I’ll never forget that conversation… or a note Daniel wrote me later, that he ended with “All of who I am, Daniel.” 

About three months into my grief, my Pastor was counselling me.  He must have sensed that my grief was reaching a certain stage because he told me, “You know, Heather, it’s ok for you to get mad at God.” 
I was totally confused, trying to process in my mind how it would be ok to get mad at the one who loved me SO much, and had given His very all for me.  “But God,”  I told him through tears, “God doesn’t deserve me to get mad at Him.  He didn’t do anything wrong.  It’s all apart of His perfect plan.  Who I am to get upset with God?¨
“Did you ever fight with a really good friend?”  He asked.
“Yeah…”  I responded wondering where he was going with this.
“And was that friend, big enough to handle it?  You could say anything, and afterwards you were still friends, right?” 
My mind went back to Daniel and our little fight… “Of course”  I answered.
He went on to explain, “Then don’t you think God is big enough to listen to all you have to say?  Don’t you think He can take it?” 
My mind went back to the verse that I’ve taught my teen girls often in Psalms 62 that says, “Pour out your heart before him…” 
“Yes.”  I confirmed.  “But I still don’t want to get mad at God.”
“I know,” he answered wisely, “But just so you know… if you ever need to- it’s ok.  God can take it.  He
s big enough to handle your worst day.  He will still love you.” 

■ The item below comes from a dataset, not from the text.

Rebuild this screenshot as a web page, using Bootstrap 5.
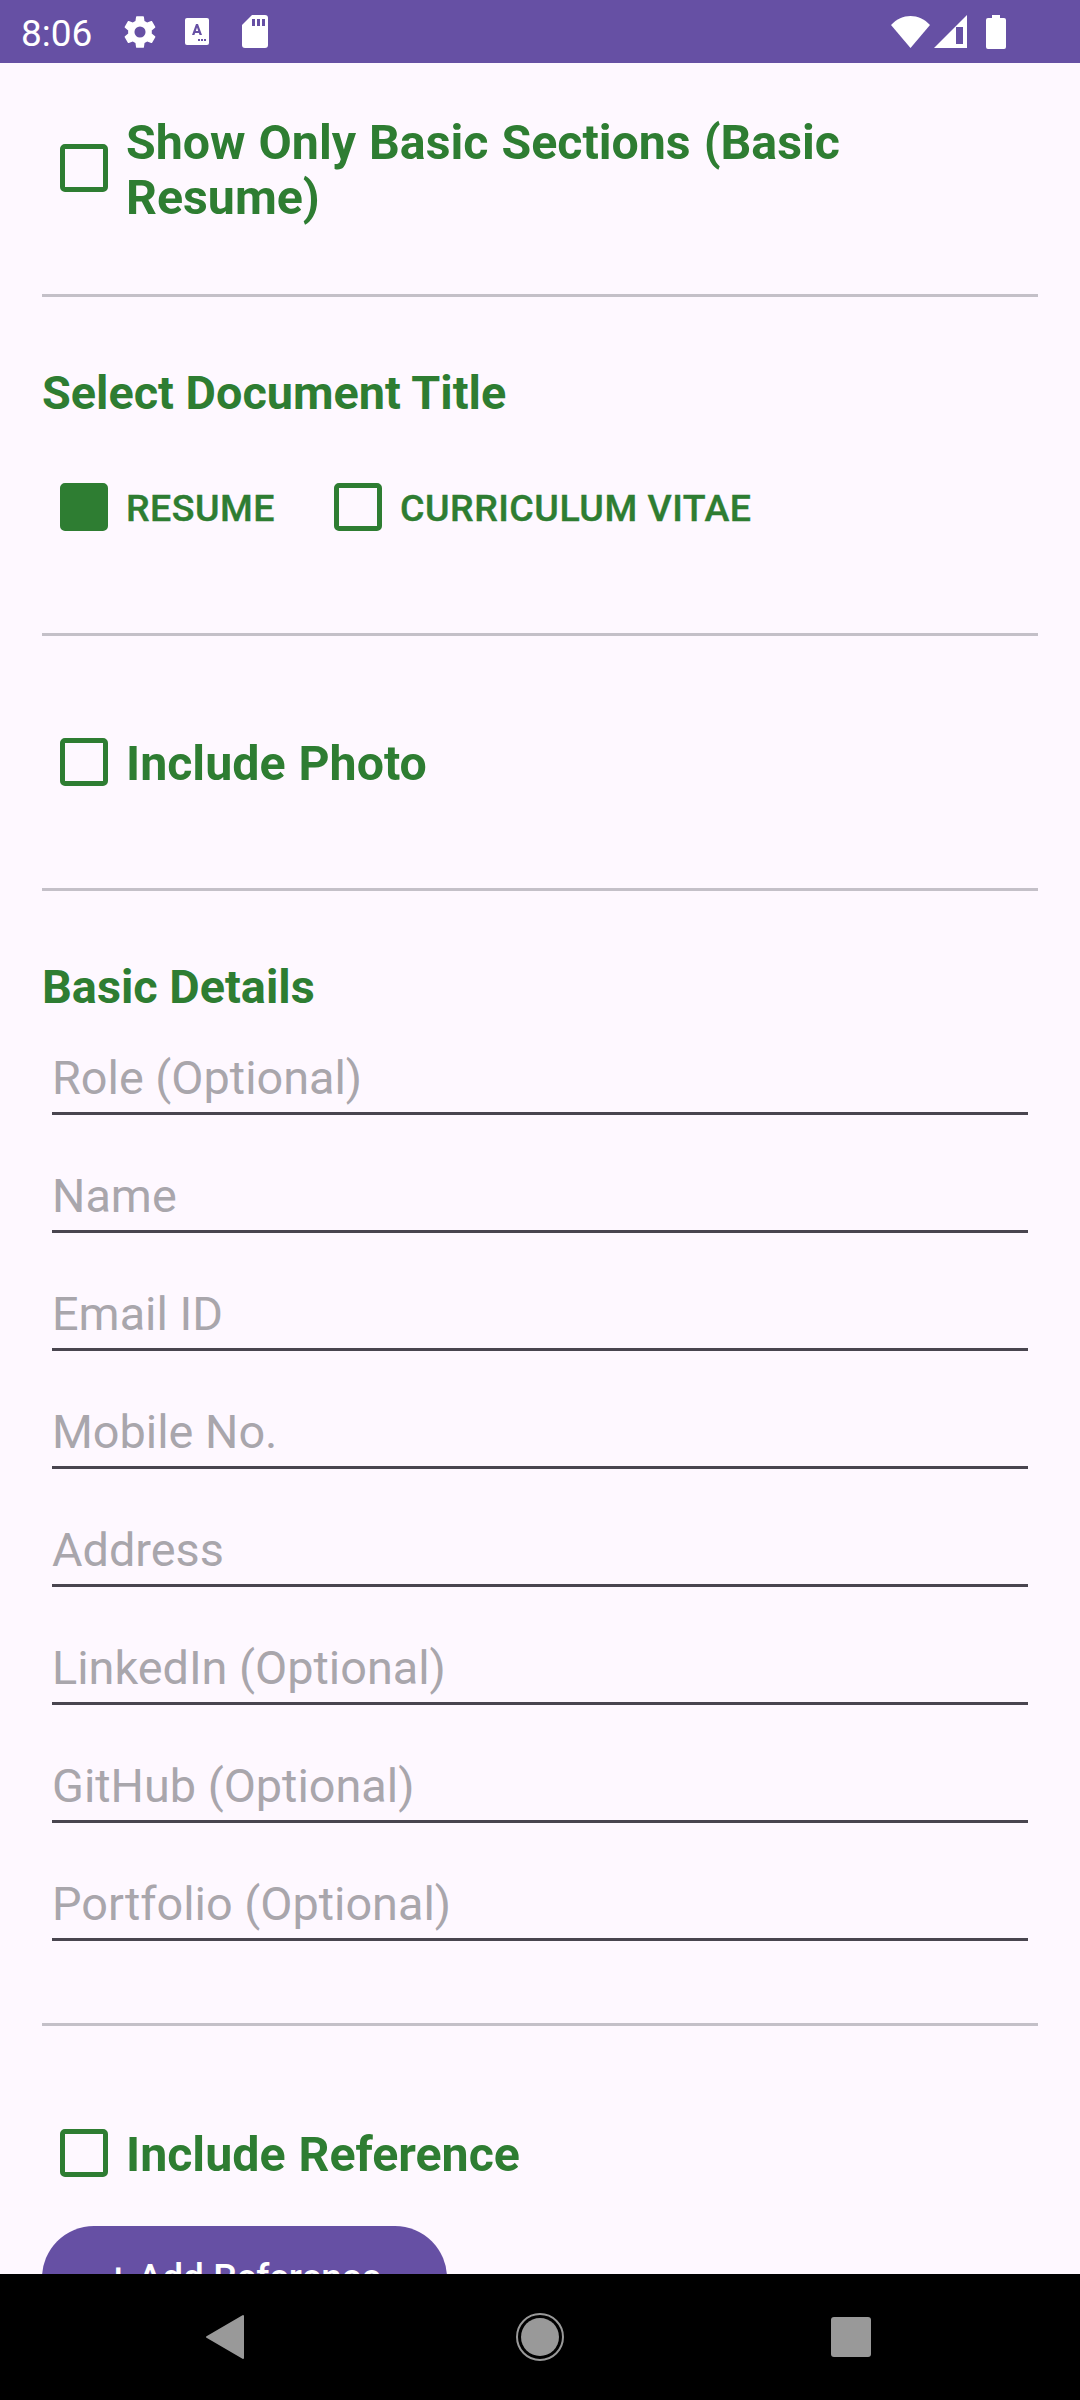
<!DOCTYPE html>
<html lang="en">
<head>
    <meta charset="UTF-8">
    <meta name="viewport" content="width=device-width, initial-scale=1.0">
    <title>Resume Builder</title>
    <link href="https://cdn.jsdelivr.net/npm/bootstrap@5.3.0/dist/css/bootstrap.min.css" rel="stylesheet">
    <style>
        html, body {
            height: 2400px;
            overflow: hidden;
        }
        body {
            font-family: 'Roboto', sans-serif;
            background-color: #fef8ff;
            color: #2e7d32;
        }
        .status-bar {
            height: 63px;
            background-color: #6650a4;
            padding: 0 74px 0 21px;
            color: #fff;
        }
        .status-time {
            font-size: 37px;
            line-height: 1;
            width: 103px;
            margin-top: 4px;
        }
        .sheet {
            height: 2211px;
            overflow: hidden;
            padding: 50px 42px 0;
        }
        .rule {
            height: 3px;
            margin: 0;
            border: 0;
            opacity: 1;
            background-color: #c4c0c8;
        }
        .pick {
            display: flex;
            align-items: center;
            margin: 0;
            padding: 0;
            min-height: 48px;
            font-weight: 700;
            line-height: 48px;
        }
        .pick .form-check-input {
            float: none;
            flex: none;
            width: 48px;
            height: 48px;
            margin: 0 18px 0 18px;
            background-color: transparent;
            border: 5px solid #2e7d32;
            border-radius: 5px;
            box-shadow: none;
        }
        .pick .form-check-input:checked {
            background-color: #2e7d32;
            background-image: none;
        }
        .pick-big {
            font-size: 48.3px;
            word-spacing: 1px;
            padding-right: 40px;
        }
        .pick-big span {
            position: relative;
            top: 2px;
        }
        .pick-wrap {
            line-height: 55px;
        }
        .pick-small {
            font-size: 37.5px;
            font-weight: 500;
            letter-spacing: 0.5px;
            -webkit-text-stroke: 0.4px #2e7d32;
        }
        .pick-small span {
            position: relative;
            top: 1px;
        }
        .section-head {
            font-size: 46.8px;
            font-weight: 700;
            line-height: 55px;
            margin: 0;
        }
        .field-list {
            padding: 0 10px;
        }
        .field-input {
            display: block;
            height: 70px;
            padding: 0;
            margin-top: 48px;
            background: transparent;
            border: 0;
            border-bottom: 3px solid #49454f;
            border-radius: 0;
            font-size: 46.8px;
            box-shadow: none;
        }
        .field-input::placeholder {
            color: #a9a6ac;
            opacity: 1;
        }
        .add-btn {
            width: 405px;
            height: 104px;
            border: 0;
            border-radius: 52px;
            background-color: #6650a4;
            color: #fff;
            font-size: 37px;
            font-weight: 500;
            padding: 0;
        }
        .nav-bar {
            height: 126px;
            background-color: #000;
        }
        .mt-head { margin-top: 69px; }
        .mt-row { margin-top: 62px; }
        .mt-first { margin-top: 30px; }
        .gap-title { gap: 41px; }
        .pad-71 { margin-top: 71px; }
        .pad-102 { margin-top: 102px; }
        .pad-103 { margin-top: 103px; }
        .pad-82 { margin-top: 82px; }
        .pad-49 { margin-top: 49px; }
    </style>
</head>
<body>

    <!-- Android status bar -->
    <div class="status-bar d-flex align-items-center">
        <span class="status-time">8:06</span>
        <svg width="38" height="38" viewBox="0 0 24 24" fill="#fff" class="flex-none" style="margin:0 14px 0 -3px"><path d="M19.4 13c.04-.33.06-.66.06-1s-.02-.67-.06-1l2.1-1.65c.2-.15.25-.42.12-.64l-2-3.46c-.12-.22-.39-.3-.61-.22l-2.49 1c-.52-.4-1.08-.73-1.69-.98l-.38-2.65A.49.49 0 0 0 14 2h-4c-.25 0-.46.18-.49.42l-.38 2.65c-.61.25-1.17.59-1.69.98l-2.49-1c-.23-.09-.49 0-.61.22l-2 3.46c-.13.22-.07.49.12.64L4.56 11c-.04.33-.06.67-.06 1s.02.67.06 1l-2.1 1.65c-.19.15-.25.42-.12.64l2 3.46c.12.22.39.3.61.22l2.49-1c.52.4 1.08.73 1.69.98l.38 2.65c.03.24.24.42.49.42h4c.25 0 .46-.18.49-.42l.38-2.65c.61-.25 1.17-.59 1.69-.98l2.49 1c.23.09.49 0 .61-.22l2-3.46c.12-.22.07-.49-.12-.64L19.4 13zM12 15.5a3.5 3.5 0 1 1 0-7 3.5 3.5 0 0 1 0 7z"/></svg>
        <svg width="24" height="27" viewBox="0 0 24 27" class="flex-none" style="margin:0 33px 0 12px"><rect width="24" height="27" rx="2" fill="#fff"/><path d="M7 17 L11 6 H13 L17 17 H14.6 L13.9 15 H10.1 L9.4 17 Z M10.8 13 H13.2 L12 9.4 Z" fill="#6650a4"/><rect x="13" y="21" width="2" height="2" fill="#6650a4"/><rect x="16" y="21" width="2" height="2" fill="#6650a4"/><rect x="19" y="21" width="2" height="2" fill="#6650a4"/></svg>
        <svg width="26" height="33" viewBox="0 0 26 33" class="flex-none"><path d="M10 0 H23 a3 3 0 0 1 3 3 V30 a3 3 0 0 1 -3 3 H3 a3 3 0 0 1 -3 -3 V10 Z" fill="#fff"/><rect x="10" y="4" width="3" height="7" fill="#6650a4"/><rect x="15" y="4" width="3" height="7" fill="#6650a4"/><rect x="20" y="4" width="3" height="7" fill="#6650a4"/></svg>
        <div class="ms-auto d-flex align-items-center">
            <svg width="39" height="32" viewBox="0 0 39 32" class="flex-none"><path d="M0 9 C11 -3 28 -3 39 9 L19.5 32 Z" fill="#fff"/></svg>
            <svg width="33" height="33" viewBox="0 0 33 33" class="ms-1 flex-none"><path d="M33 0 V33 H0 Z" fill="#fff"/><rect x="22" y="12" width="7" height="17" fill="#6650a4"/></svg>
            <svg width="20" height="34" viewBox="0 0 20 34" class="flex-none" style="margin-left:19px"><path d="M6 0 H14 V3 H18 a2 2 0 0 1 2 2 V32 a2 2 0 0 1 -2 2 H2 a2 2 0 0 1 -2 -2 V5 a2 2 0 0 1 2 -2 H6 Z" fill="#fff"/></svg>
        </div>
    </div>

    <div class="sheet">
        <label class="form-check pick pick-big pick-wrap">
            <input class="form-check-input" type="checkbox">
            <span>Show Only Basic Sections (Basic Resume)</span>
        </label>
        <hr class="rule pad-71">

        <h2 class="section-head mt-head">Select Document Title</h2>
        <div class="d-flex gap-title mt-row">
            <label class="form-check pick pick-small">
                <input class="form-check-input" type="radio" name="doc-title" checked>
                <span>RESUME</span>
            </label>
            <label class="form-check pick pick-small">
                <input class="form-check-input" type="radio" name="doc-title">
                <span>CURRICULUM VITAE</span>
            </label>
        </div>
        <hr class="rule pad-102">

        <label class="form-check pick pick-big pad-102">
            <input class="form-check-input" type="checkbox">
            <span>Include Photo</span>
        </label>
        <hr class="rule pad-102">

        <h2 class="section-head mt-head">Basic Details</h2>
        <div class="field-list mt-first">
            <input class="form-control field-input mt-0" type="text" placeholder="Role (Optional)">
            <input class="form-control field-input" type="text" placeholder="Name">
            <input class="form-control field-input" type="text" placeholder="Email ID">
            <input class="form-control field-input" type="text" placeholder="Mobile No.">
            <input class="form-control field-input" type="text" placeholder="Address">
            <input class="form-control field-input" type="text" placeholder="LinkedIn (Optional)">
            <input class="form-control field-input" type="text" placeholder="GitHub (Optional)">
            <input class="form-control field-input" type="text" placeholder="Portfolio (Optional)">
        </div>
        <hr class="rule pad-82">

        <label class="form-check pick pick-big pad-103">
            <input class="form-check-input" type="checkbox">
            <span>Include Reference</span>
        </label>
        <button class="btn add-btn d-block pad-49" type="button">+ Add Reference</button>
    </div>

    <!-- Android navigation bar -->
    <div class="nav-bar d-flex align-items-center position-relative">
        <svg width="1080" height="126" viewBox="0 0 1080 126">
            <path d="M243 42 V84 L207 63 Z" fill="#999" stroke="#999" stroke-width="2" stroke-linejoin="round"/>
            <circle cx="540" cy="63" r="23" fill="none" stroke="#999" stroke-width="2"/>
            <circle cx="540" cy="63" r="19" fill="#999"/>
            <rect x="831" y="43" width="40" height="40" rx="3" fill="#999"/>
        </svg>
    </div>

    <script src="https://cdn.jsdelivr.net/npm/bootstrap@5.3.0/dist/js/bootstrap.bundle.min.js"></script>
</body>
</html>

It wasn’t long after that, that I did indeed get very, very mad.  Anger rose up within me like I’d never felt before, and I ran off to the ocean near my house where the waves are wild no one would hear me.  Because I felt like my Preacher had given me permission, I began to let it all out.  I yelled into those waves.  I screamed, I cried, I used words that weren’t very “youth pastor’s wife-ish.”  I got mad at God.  I told Him all about it.  I asked why in the world God would take my Daniel, and demanded what we were doing that was SO WRONG that He had to take Him to heaven.  I finished my tantrum, and then I prayed as I always do at the end of my grief sessions, “But God, you know that I trust you.  And of course I still love you.”  And it was then, that it came to me.  “All of me… loves all of you.”  A silly song Dan and I heard on a commercial that we would frequently sing to each other.  But this time… I sang it to God. 

God’s plan, is for Daniel not to be here.  I don’t like his plan right now.  But I do love Him, and I do trust His heart.  I do believe He is good, and that He has a perfect plan for redemption in my life, even through the death of Daniel.  I’m sure God didn’t exactly like my screaming fit… and yet- He reminded me, that His love is unconditional, and that He truly does love all of me.  What wondrous love is this?  Oh my soul, oh my soul. 

On good days and bad days alike on my journey this has become my theme: 

All of me, God, you get all of me.  

When I feel like Im living in a nightmare and wonder what the sense in doing this thing of life really is without Dan, and why it even matters- I remind God that Im giving Him all of me.  And for one more day- and all my days thereafter, Ill love Him... with all of me.